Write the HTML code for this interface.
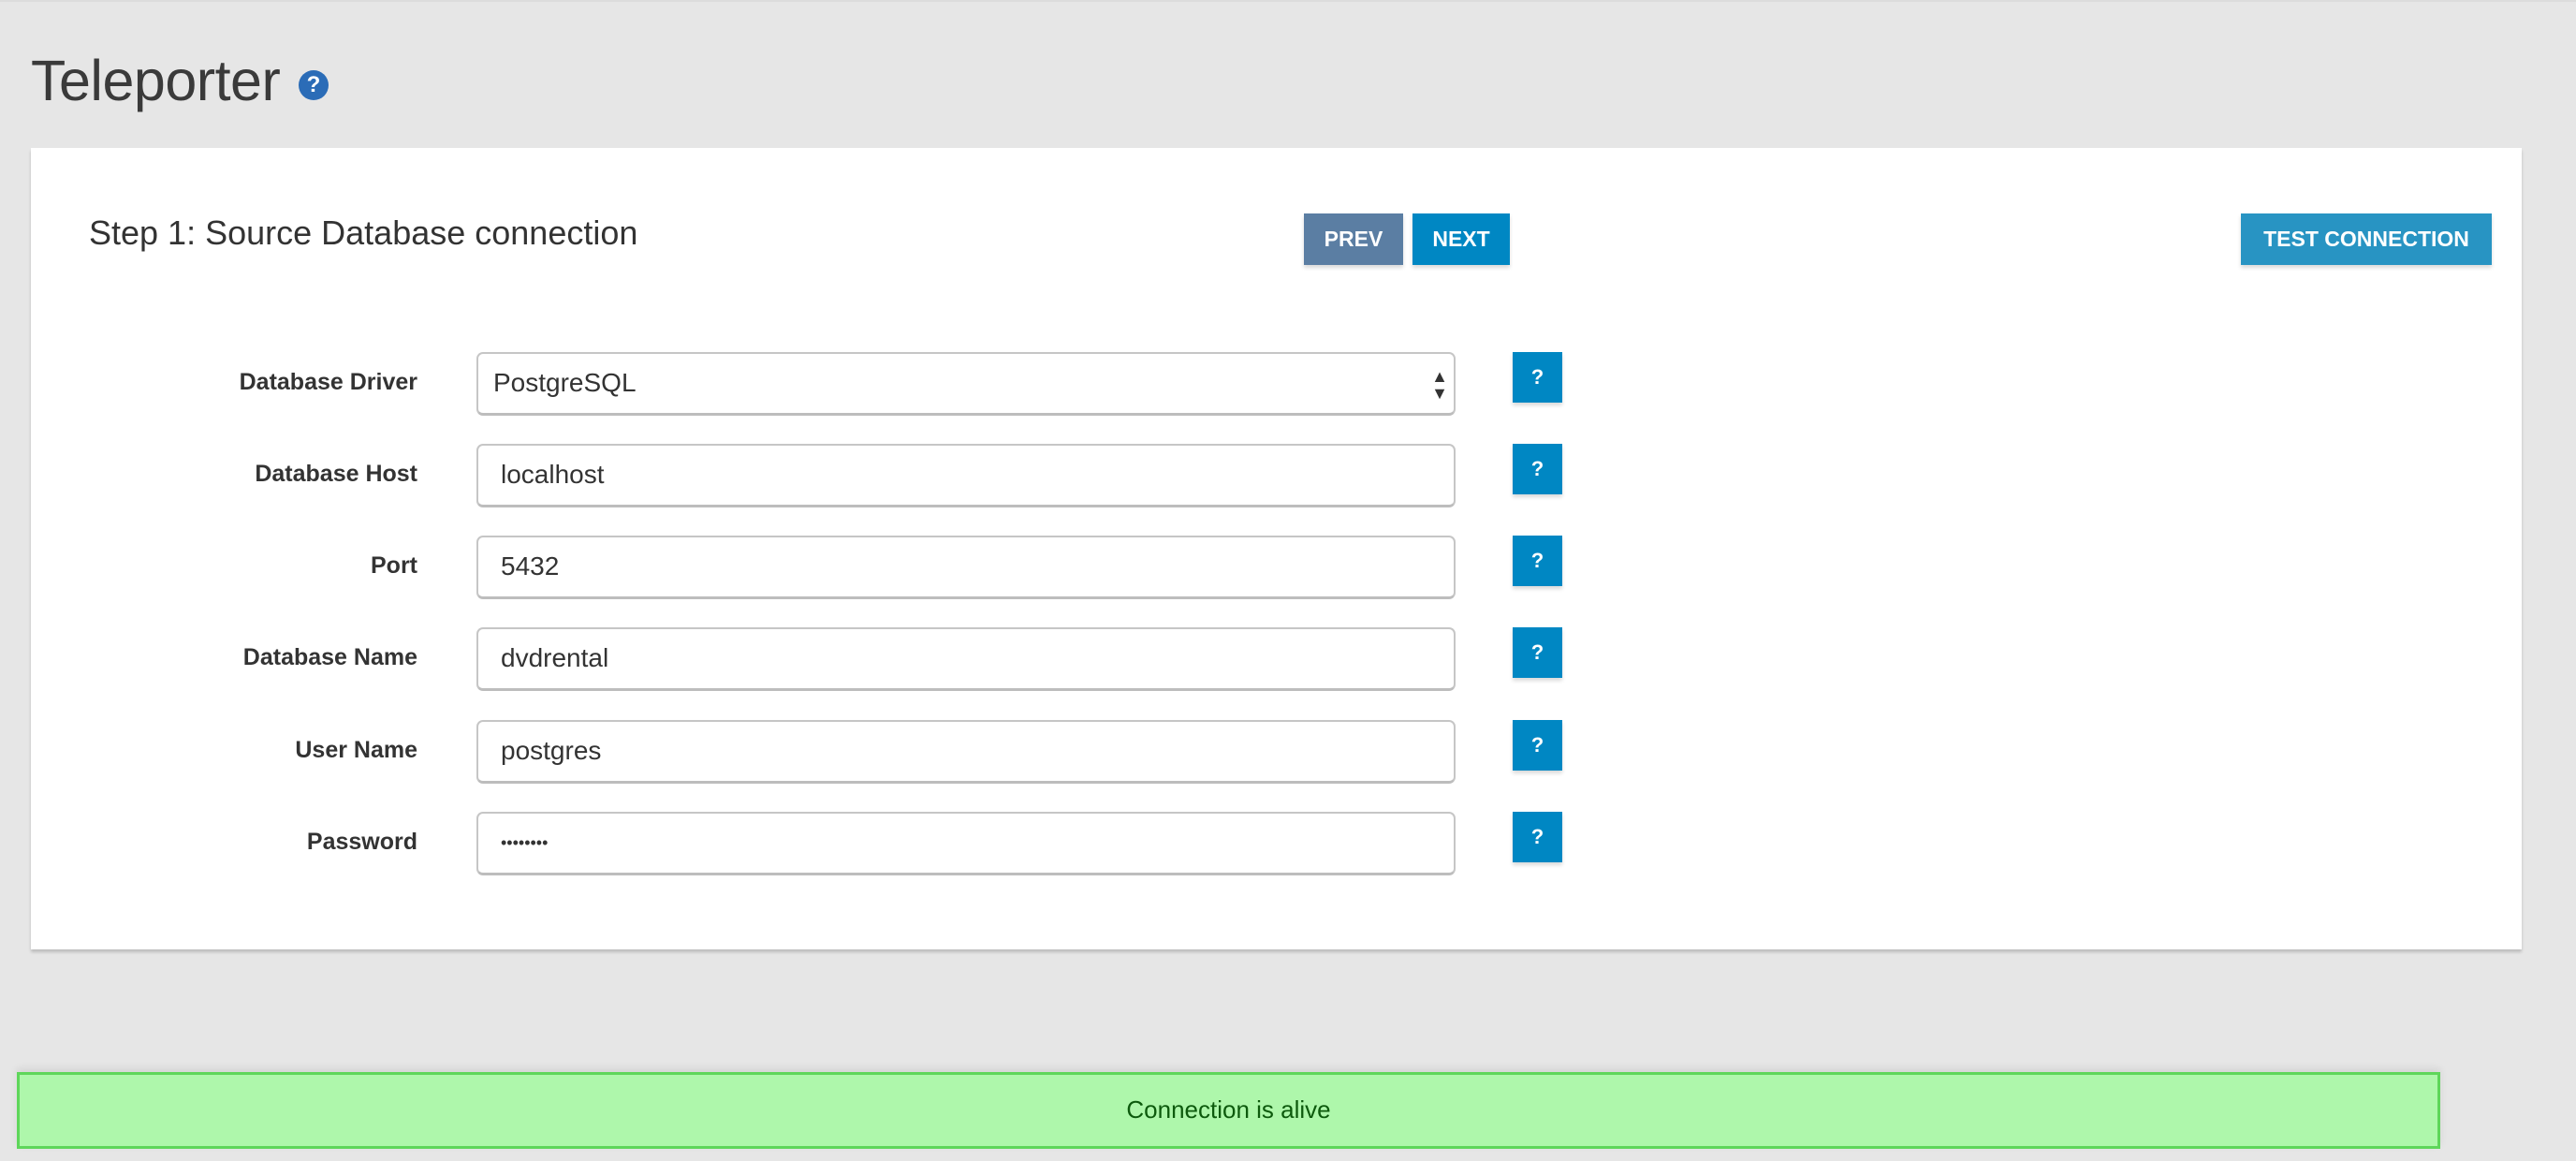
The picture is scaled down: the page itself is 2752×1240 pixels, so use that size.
<!DOCTYPE html>
<html><head><meta charset="utf-8"><style>
html,body{margin:0;padding:0;}
body{width:2752px;height:1240px;background:#e6e6e6;position:relative;overflow:hidden;font-family:"Liberation Sans",Arial,sans-serif;color:#333;border-top:2px solid #dcdcdc;box-sizing:border-box;}
h1{position:absolute;left:33px;top:49px;margin:0;font-weight:normal;font-size:61px;line-height:70px;color:#3a3a3a;letter-spacing:-0.5px;}
.qc{position:absolute;left:319px;top:73px;width:32px;height:32px;border-radius:50%;background:#2b6cb7;color:#fff;font-weight:bold;font-size:24px;line-height:32px;text-align:center;}
.card{position:absolute;left:33px;top:156px;width:2661px;height:856px;background:#fff;box-shadow:0 3px 3px rgba(0,0,0,.18);}
.step{position:absolute;left:95px;top:224px;font-size:36px;line-height:46px;color:#333;}
.btn{position:absolute;top:226px;height:55px;color:#fff;font-weight:bold;font-size:23px;line-height:55px;text-align:center;box-shadow:0 3px 4px rgba(0,0,0,.15);}
.lbl{position:absolute;right:2306px;font-weight:bold;font-size:25px;line-height:68px;color:#333;text-align:right;white-space:nowrap;}
.inp{position:absolute;left:509px;width:1046px;height:68px;box-sizing:border-box;border:2px solid #c6c6c6;border-bottom:3px solid #bdbdbd;border-radius:7px;background:#fff;font-size:28px;line-height:62px;padding-left:24px;color:#333;}
.hb{position:absolute;left:1616px;width:53px;height:54px;background:#0087c3;color:#fff;font-weight:bold;font-size:22px;line-height:54px;text-align:center;box-shadow:0 3px 4px rgba(0,0,0,.15);}
.alert{position:absolute;left:18px;top:1143px;width:2589px;height:82px;box-sizing:border-box;background:#aef7ab;border:3px solid #5ed65a;text-align:center;font-size:26px;line-height:74px;color:#0d5a0d;box-shadow:0 -4px 8px rgba(0,0,0,.08);}
</style></head><body>
<h1>Teleporter</h1>
<div class="qc">?</div>
<div class="card"></div>
<div class="step">Step 1: Source Database connection</div>
<div class="btn" style="left:1393px;width:106px;background:#5b7ea3;">PREV</div>
<div class="btn" style="left:1509px;width:104px;background:#0087c3;">NEXT</div>
<div class="btn" style="left:2394px;width:268px;background:#2894c3;">TEST CONNECTION</div>

<div class="lbl" style="top:372px;">Database Driver</div>
<div class="inp" style="top:374px;padding-left:16px;">PostgreSQL<span style="position:absolute;right:6px;top:0;font-size:18px;line-height:18px;padding-top:15px;color:#333;">▲<br>▼</span></div>
<div class="hb" style="top:374px;">?</div>

<div class="lbl" style="top:470px;">Database Host</div>
<div class="inp" style="top:472px;">localhost</div>
<div class="hb" style="top:472px;">?</div>

<div class="lbl" style="top:568px;">Port</div>
<div class="inp" style="top:570px;">5432</div>
<div class="hb" style="top:570px;">?</div>

<div class="lbl" style="top:666px;">Database Name</div>
<div class="inp" style="top:668px;">dvdrental</div>
<div class="hb" style="top:668px;">?</div>

<div class="lbl" style="top:765px;">User Name</div>
<div class="inp" style="top:767px;">postgres</div>
<div class="hb" style="top:767px;">?</div>

<div class="lbl" style="top:863px;">Password</div>
<div class="inp" style="top:865px;font-size:18px;letter-spacing:0px;">••••••••</div>
<div class="hb" style="top:865px;">?</div>

<div class="alert">Connection is alive</div>
</body></html>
--*--
▶ _Exercise prompt_: Transcribe the material as is, with images omitted.

▶ _Full answer_:
Write the HTML code for this interface.
The picture is scaled down: the page itself is 2752×1240 pixels, so use that size.
<!DOCTYPE html>
<html><head><meta charset="utf-8"><style>
html,body{margin:0;padding:0;}
body{width:2752px;height:1240px;background:#e6e6e6;position:relative;overflow:hidden;font-family:"Liberation Sans",Arial,sans-serif;color:#333;border-top:2px solid #dcdcdc;box-sizing:border-box;}
h1{position:absolute;left:33px;top:49px;margin:0;font-weight:normal;font-size:61px;line-height:70px;color:#3a3a3a;letter-spacing:-0.5px;}
.qc{position:absolute;left:319px;top:73px;width:32px;height:32px;border-radius:50%;background:#2b6cb7;color:#fff;font-weight:bold;font-size:24px;line-height:32px;text-align:center;}
.card{position:absolute;left:33px;top:156px;width:2661px;height:856px;background:#fff;box-shadow:0 3px 3px rgba(0,0,0,.18);}
.step{position:absolute;left:95px;top:224px;font-size:36px;line-height:46px;color:#333;}
.btn{position:absolute;top:226px;height:55px;color:#fff;font-weight:bold;font-size:23px;line-height:55px;text-align:center;box-shadow:0 3px 4px rgba(0,0,0,.15);}
.lbl{position:absolute;right:2306px;font-weight:bold;font-size:25px;line-height:68px;color:#333;text-align:right;white-space:nowrap;}
.inp{position:absolute;left:509px;width:1046px;height:68px;box-sizing:border-box;border:2px solid #c6c6c6;border-bottom:3px solid #bdbdbd;border-radius:7px;background:#fff;font-size:28px;line-height:62px;padding-left:24px;color:#333;}
.hb{position:absolute;left:1616px;width:53px;height:54px;background:#0087c3;color:#fff;font-weight:bold;font-size:22px;line-height:54px;text-align:center;box-shadow:0 3px 4px rgba(0,0,0,.15);}
.alert{position:absolute;left:18px;top:1143px;width:2589px;height:82px;box-sizing:border-box;background:#aef7ab;border:3px solid #5ed65a;text-align:center;font-size:26px;line-height:74px;color:#0d5a0d;box-shadow:0 -4px 8px rgba(0,0,0,.08);}
</style></head><body>
<h1>Teleporter</h1>
<div class="qc">?</div>
<div class="card"></div>
<div class="step">Step 1: Source Database connection</div>
<div class="btn" style="left:1393px;width:106px;background:#5b7ea3;">PREV</div>
<div class="btn" style="left:1509px;width:104px;background:#0087c3;">NEXT</div>
<div class="btn" style="left:2394px;width:268px;background:#2894c3;">TEST CONNECTION</div>

<div class="lbl" style="top:372px;">Database Driver</div>
<div class="inp" style="top:374px;padding-left:16px;">PostgreSQL<span style="position:absolute;right:6px;top:0;font-size:18px;line-height:18px;padding-top:15px;color:#333;">▲<br>▼</span></div>
<div class="hb" style="top:374px;">?</div>

<div class="lbl" style="top:470px;">Database Host</div>
<div class="inp" style="top:472px;">localhost</div>
<div class="hb" style="top:472px;">?</div>

<div class="lbl" style="top:568px;">Port</div>
<div class="inp" style="top:570px;">5432</div>
<div class="hb" style="top:570px;">?</div>

<div class="lbl" style="top:666px;">Database Name</div>
<div class="inp" style="top:668px;">dvdrental</div>
<div class="hb" style="top:668px;">?</div>

<div class="lbl" style="top:765px;">User Name</div>
<div class="inp" style="top:767px;">postgres</div>
<div class="hb" style="top:767px;">?</div>

<div class="lbl" style="top:863px;">Password</div>
<div class="inp" style="top:865px;font-size:18px;letter-spacing:0px;">••••••••</div>
<div class="hb" style="top:865px;">?</div>

<div class="alert">Connection is alive</div>
</body></html>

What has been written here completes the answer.